Ainda recentemente, a condenação em primeira
instância por vários crimes econômicos de um desses privilegiados, provocou o
imediato afastamento do Chefe da Polícia Federal, e a concessão de
habeas-corpus diretamente pelo presidente do Supremo Tribunal, saltando por
cima de todas as instâncias intermediárias.

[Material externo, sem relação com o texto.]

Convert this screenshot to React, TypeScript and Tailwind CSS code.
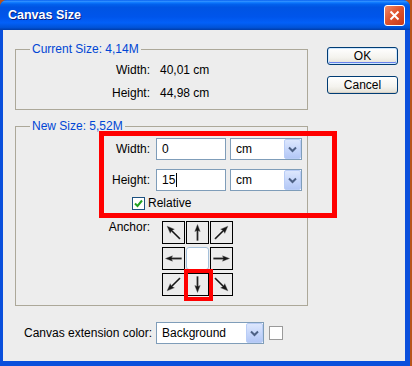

Estranho também, para dizer o mínimo, o caso do
ex-presidente Fernando Collor.
Seu impeachment foi decidido por “atentado à
dignidade do cargo” (entenda-se, a organização de uma empresa de corrupção pelo
seu fac-totum, Paulo Cezar Farias).
Alguns “contribuintes” para a caixinha
presidencial, entrevistados na televisão, declararam candidamente terem sido
constrangidos a pagar, para obter decisões governamentais que estimavam
lícitas, em seu favor.
E o Supremo Tribunal Federal, aí sim, chamado a
decidir, não vislumbrou crime algum no episódio.
Vou mais além.
Alguns Ministros do Supremo Tribunal Federal, ao
votarem no processo do “mensalão”, declararam que os crimes aí denunciados eram
“gravíssimos”.
Ora, os mesmos Ministros que assim se pronunciaram,
chamados a votar no processo da lei de anistia, não consideraram como dotados
da mesma gravidade os crimes de terrorismo praticados pelos agentes da
repressão, durante o regime empresarial-militar: a saber, a sistemática tortura
de presos políticos, muitas vezes até à morte, ou a execução sumária de
opositores ao regime, com o esquartejamento e a ocultação dos cadáveres.
Com efeito, ao julgar em abril de 2010 a ação
intentada pelo Conselho Federal da OAB, para que fosse reinterpretada, à luz da
nova Constituição e do sistema internacional de direitos humanos, a lei de
anistia de 1979, o mesmo Supremo Tribunal, por ampla maioria, decidiu que fora
válido aquele apagamento dos crimes de terrorismo de Estado, estabelecido como
condição para que a corporação militar abrisse mão do poder supremo.
O severíssimo relator do “mensalão”, alegando
doença, não compareceu às duas sessões de julgamento.
Pois bem, foi preciso, para vergonha nossa, que
alguns meses depois a Corte Interamericana de Direitos Humanos reabrisse a
discussão sobre a matéria, e julgasse insustentável essa decisão do nosso mais
alto tribunal.
Na verdade, o que poucos entendem – mesmo no meio
jurídico – é que o julgamento de casos com importante componente político ou
religioso não se faz por meio do puro silogismo jurídico tradicional: a
interpretação das normas jurídicas pertinentes ao caso, como premissa maior; o
exame dos fatos, como premissa menor, seguindo logicamente a conclusão.
O procedimento mental costuma ser bem outro.
De imediato, em casos que tais, salvo raras e
honrosas exceções, os juízes fazem interiormente um pré-julgamento, em função
de sua mentalidade própria ou visão de mundo; vale dizer, de suas preferências
valorativas, crenças, opiniões, ou até mesmo preconceitos.
É só num segundo momento, por razões de protocolo,
que entra em jogo o raciocínio jurídico-formal.
E aí, quando se trata de um colegiado julgador, a
discussão do caso pelos seus integrantes costuma assumir toda a confusão de um
diálogo de surdos.
Foi o que sucedeu no julgamento do “mensalão”.